The reason your store bought orange juice is so consistently flavorful has more to do with chemistry than nature.
Making OJ should be pretty simple. Pick oranges. Squeeze them. Put the juice in a carton and voila!
But actually, there is an important stage in between that is an open secret in the OJ industry. After the oranges are squeezed, the juice is stored in giant holding tanks and, critically, the oxygen is removed from them. That essentially allows the liquid to keep (for up to a year) without spoiling– but that liquid that we think of as orange juice tastes nothing like the Tropicana OJ that comes out of the carton. (source)
In fact, it’s quite flavorless. So, the industry uses “flavor packs” to re-flavor the de-oxygenated orange juice:
When the juice is stripped of oxygen it is also stripped of flavor providing chemicals. Juice companies therefore hire flavor and fragrance companies, the same ones that formulate perfumes for Dior and Calvin Klein, to engineer flavor packs to add back to the juice to make it taste fresh. Flavor packs aren’t listed as an ingredient on the label because technically they are derived from orange essence and oil. Yet those in the industry will tell you that the flavor packs, whether made for reconstituted or pasteurized orange juice, resemble nothing found in nature. The packs added to juice earmarked for the North American market tend to contain high amounts of ethyl butyrate, a chemical in the fragrance of fresh squeezed orange juice that, juice companies have discovered, Americans favor. Mexicans and Brazilians have a different palate. Flavor packs fabricated for juice geared to these markets therefore highlight different chemicals, the decanals say, or terpene compounds such as valencine.
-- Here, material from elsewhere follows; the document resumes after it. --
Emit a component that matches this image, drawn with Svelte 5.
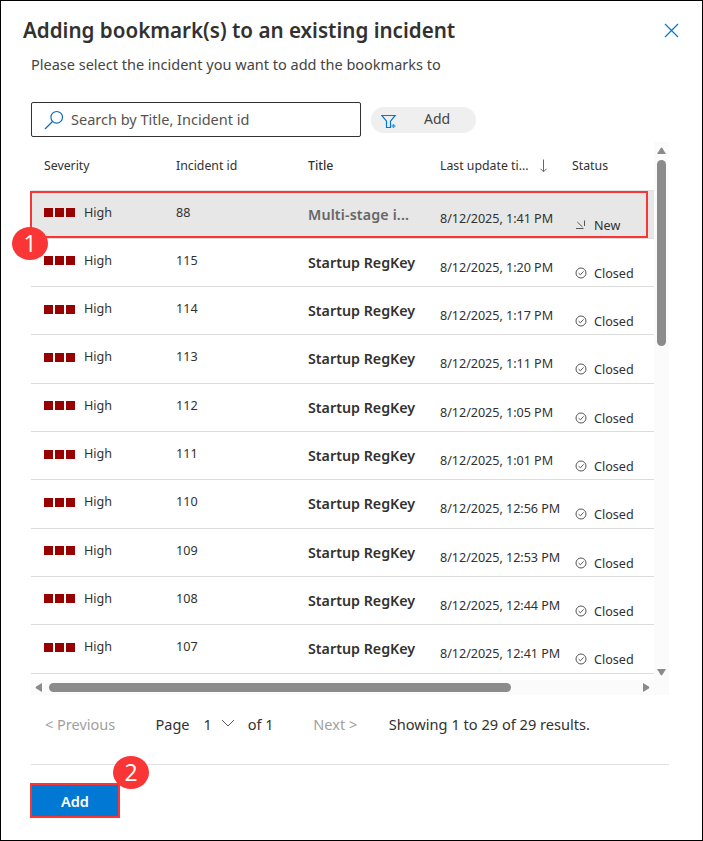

The formulas vary to give a brand’s trademark taste. If you’re discerning you may have noticed Minute Maid has a candy like orange flavor. That’s largely due to the flavor pack Coca-Cola has chosen for it. Some companies have even been known to request a flavor pack that mimics the taste of a popular competitor, creating a “hall of mirrors” of flavor packs. Despite the multiple interpretations of a freshly squeezed orange on the market, most flavor packs have a shared source of inspiration: a Florida Valencia orange in spring.